Gielgud is played by RSC, National and West End leading actor Jasper Britton. Most recently seen onstage in Rhinoceros at the Royal Court, he has also appeared as Petruchio in The Taming of the Shrew and The Tamer Tamed for the RSC, and in Summerfolk, Money, Troilus and Cressida and Honk! for the National. He has played the title role in Richard III for the Open Air Theatre, Regent's Park and the title role in Macbeth for Shakespeare's Globe. In the West End, he starred as Henry II in Becket in 2004 at the Theatre Royal, Haymarket.
Also in leading roles are David Burt (Enjolras in the original London cast of Les Misérables, Olivier-nominated for Best Actor for The Beggar's Opera, Candide and Troilus and Cressida at the National), Simon Dutton (Much Ado About Nothing and The Merchant of Venice for the RSC and Not About Heroes and The Duchess of Malfi for the National) and Nicholas McAuliffe (recently in The Mikado at the Gielgud, Olivier Award winner for Kiss Me, Kate and Olivier Award nomination for Chitty Chitty Bang Bang). Also in the cast are David Barnaby, Steve Hansell, Leon Ockendon, John Warnaby, Timothy Watson and Robin Whiting. The play is directed by Tamara Harvey, who recently directed the acclaimed tHe dYsFUnCKshOnalZ! at the Bush Theatre. Her many other credits include working alongside Terry Johnson on productions of One Flew Over the Cuckoo's Nest (Assembly Rooms, Edinburgh, two West End runs and U.K. tour), Whipping It Up (Bush and West End) and The Graduate for a U.K. tour.
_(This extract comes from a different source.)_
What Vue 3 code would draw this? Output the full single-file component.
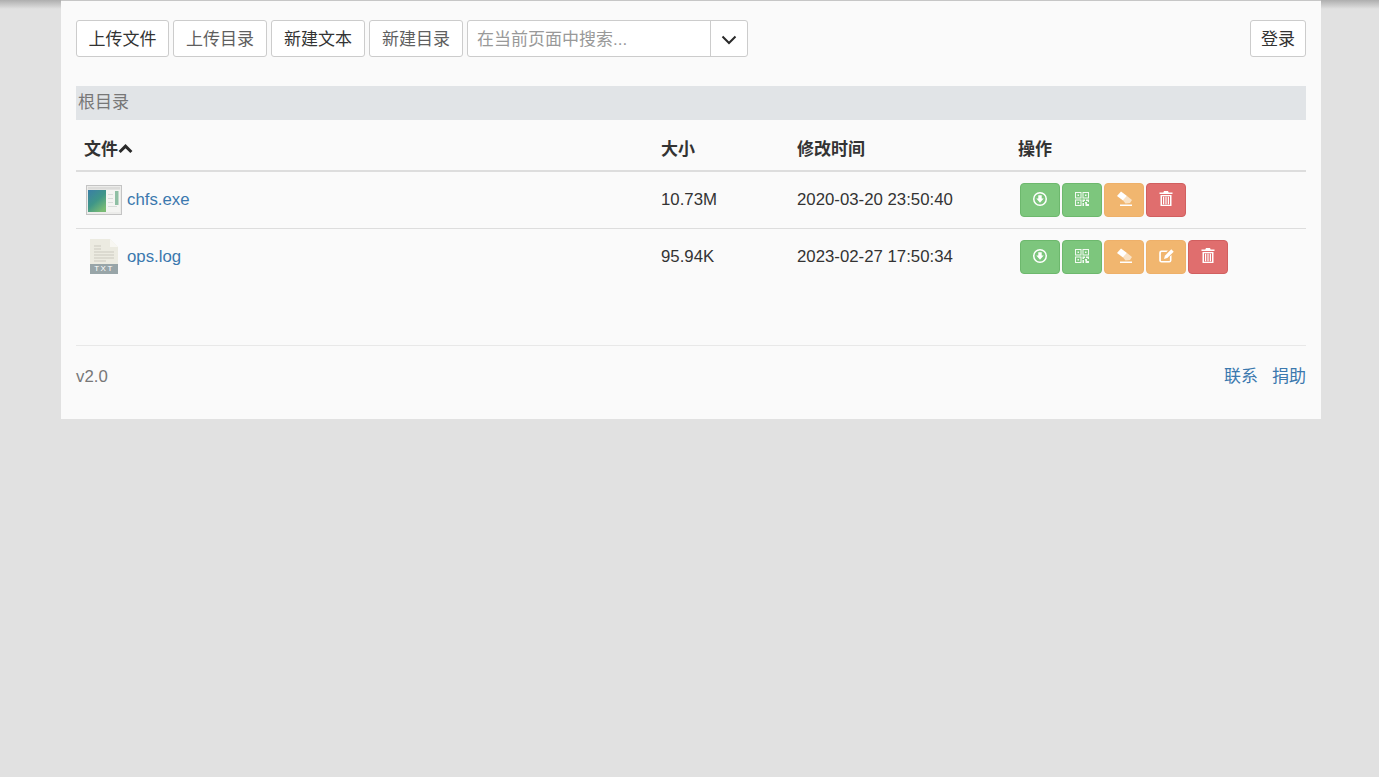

Nicholas de Jongh has been theatre critic of the Evening Standard since 1991, and prior to that was deputy theatre critic to Michael Billingon on The Guardian. His books include "Not in Front of the Audience," a history of homosexuality on stage; and "Politics, Pruderies and Perversions," a history of theatre censorship in the U.K., which won the Society of Theatre Research Prize in 2001, and which he dramatized for a performance at the Royal Court in 1996. He also contributed a one-act play to the Royal Court's May Days season in 1991. Prior to its current full production, Plague Over England received a rehearsed reading at the Royal Court Theatre.